With the minutes sometimes concerned with contentious issues, Kennedy endeavored to provide commentary that was informative but not biased.  “I tried to see it from various perspectives and tried to get into the skins of the people in the 1850s and 1860s and not get particularly judgmental about what they said or did,” he said.

Van Raalte was the classis’ clerk for most of a decade, and Kennedy found that his was a primary voice through much of the discussion.  Although — as is customary — the minutes were voted on before becoming official, he could sometimes detect Van Raalte’s perspective.

“You could tell by the way that he wrote the minutes that he in a sense controlled the history,” he said.  “It’s not that he misrepresented things — they were approved by the others — but it was still a ‘bully pulpit.’”

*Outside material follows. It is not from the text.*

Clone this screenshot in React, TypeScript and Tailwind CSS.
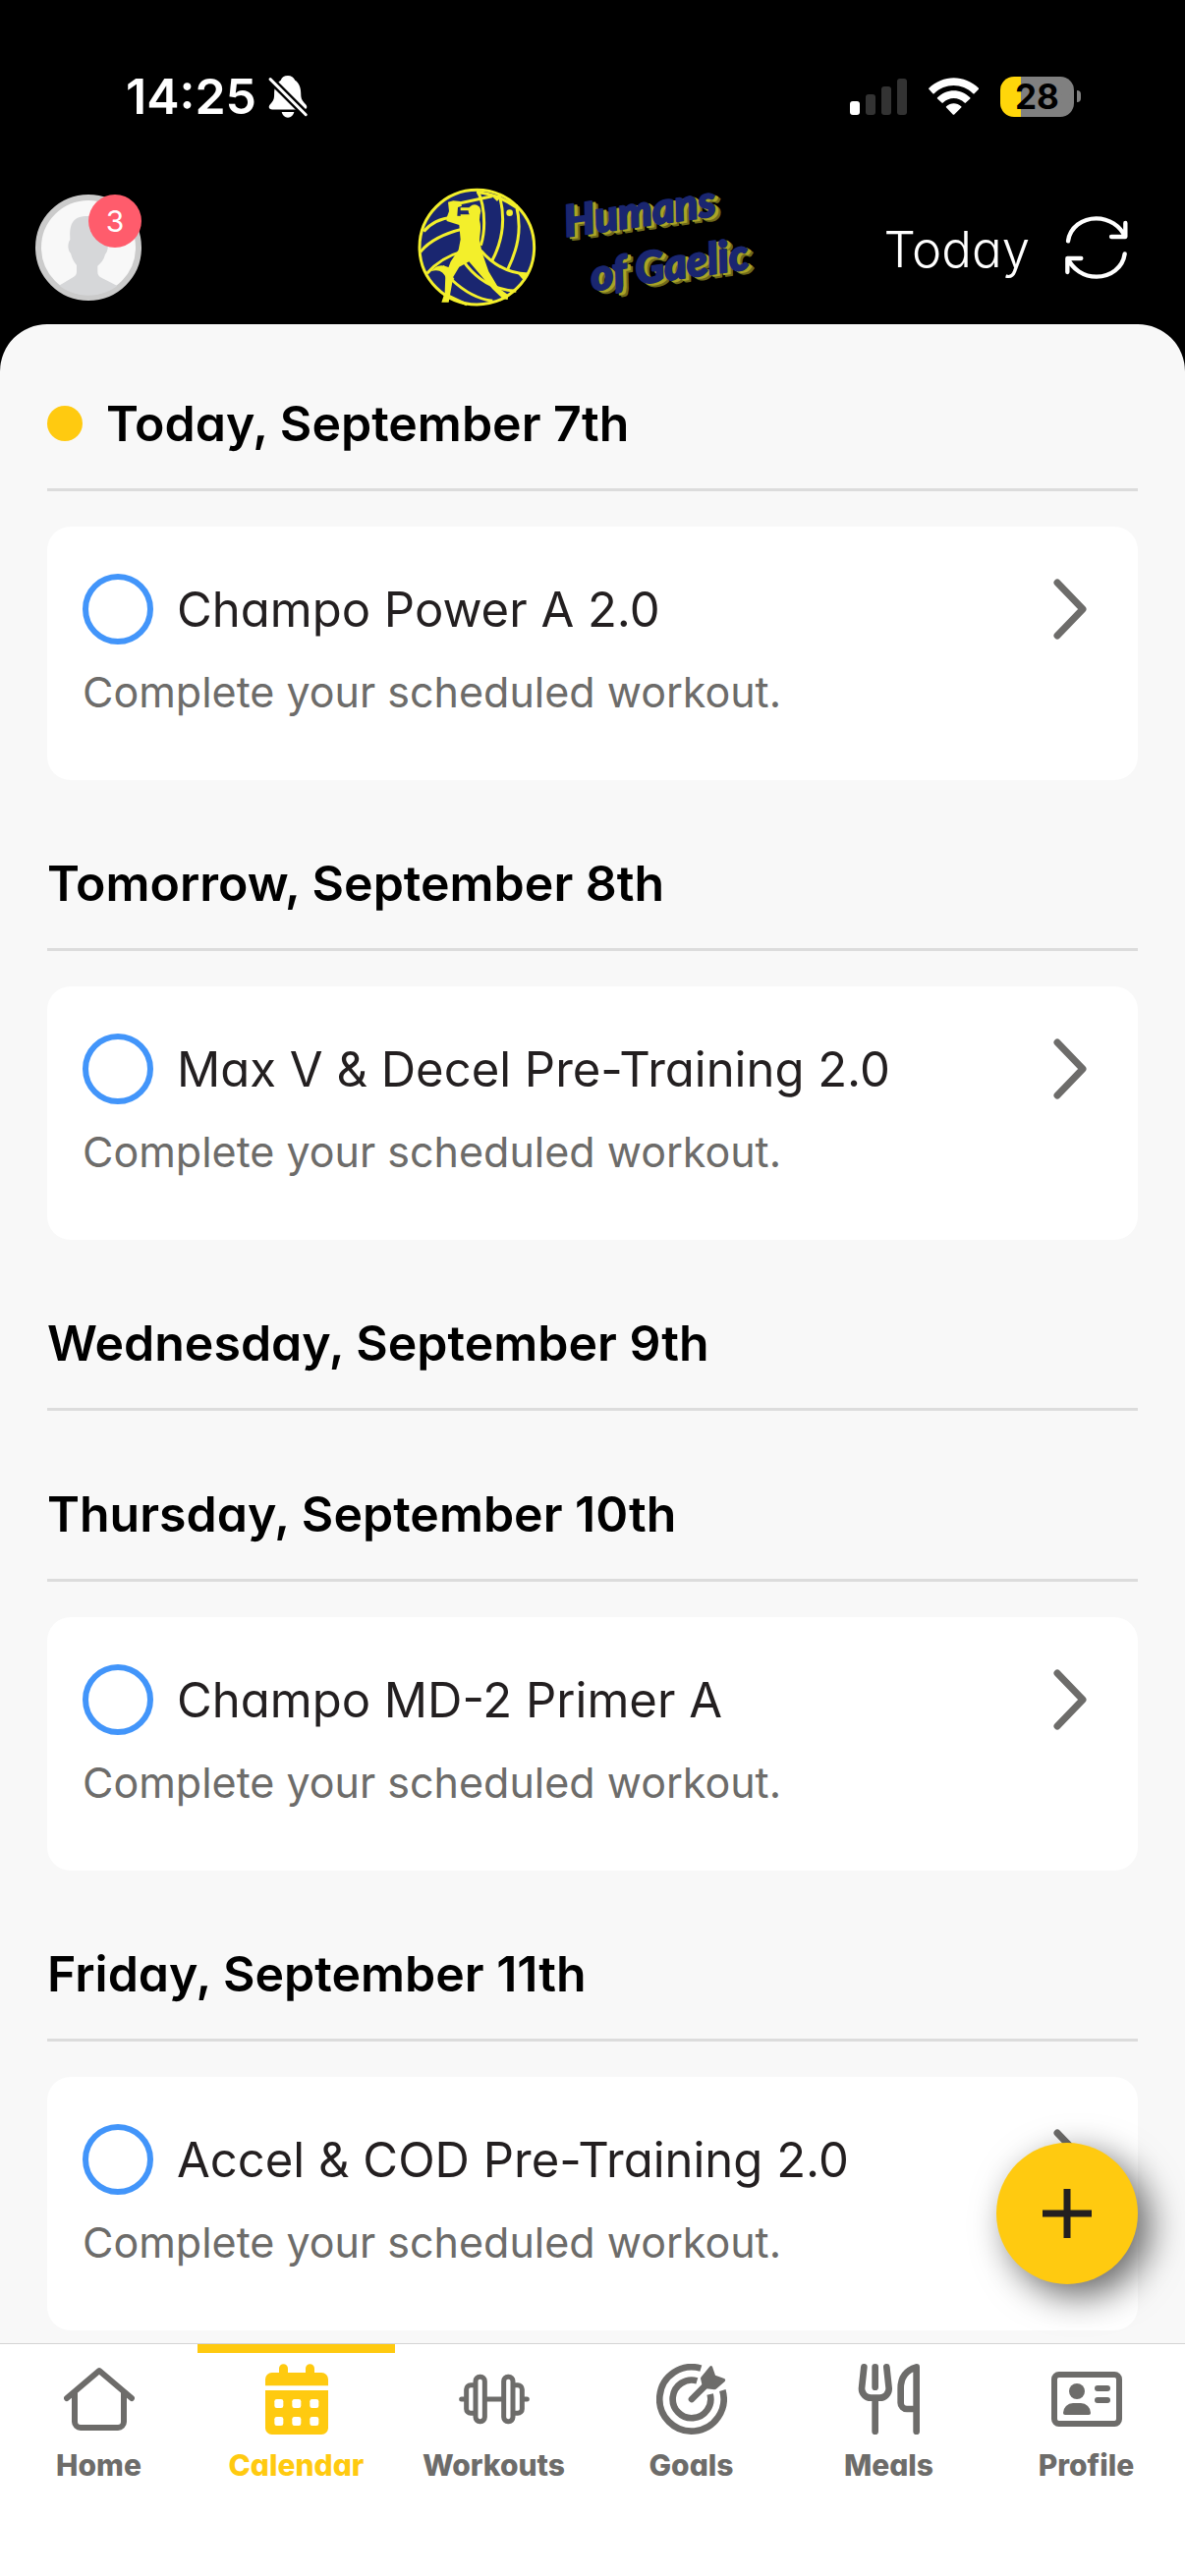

Kennedy also came to admire pastor Cornelius Vander Meulen of Zeeland, who he feels is an unsung hero of the area’s formative years.  “Cornelius Vander Meulen did a great deal of the legwork,” Kennedy said.  “He was a workhorse and he deserves more recognition than he receives.”  Accordingly, both Vander Meulen and Van Raalte are pictured on the book’s cover.

The three-volume set “A Commentary on the Minutes of the Classis of Holland, 1848-1876” costs $150 and is available through the Hope College Bookstore.

Established in 1994, the A.C. Van Raalte Institute is located in the Theil Research Center at 9 E. 10th St. and specializes in scholarly research and writing on immigration and the contributions of the Dutch and their descendants in the United States.  The institute is also dedicated to the study of the history of all the people who have comprised the community of Holland throughout its history.  Since its founding, the institute and its affiliated scholars have published nearly 40 books.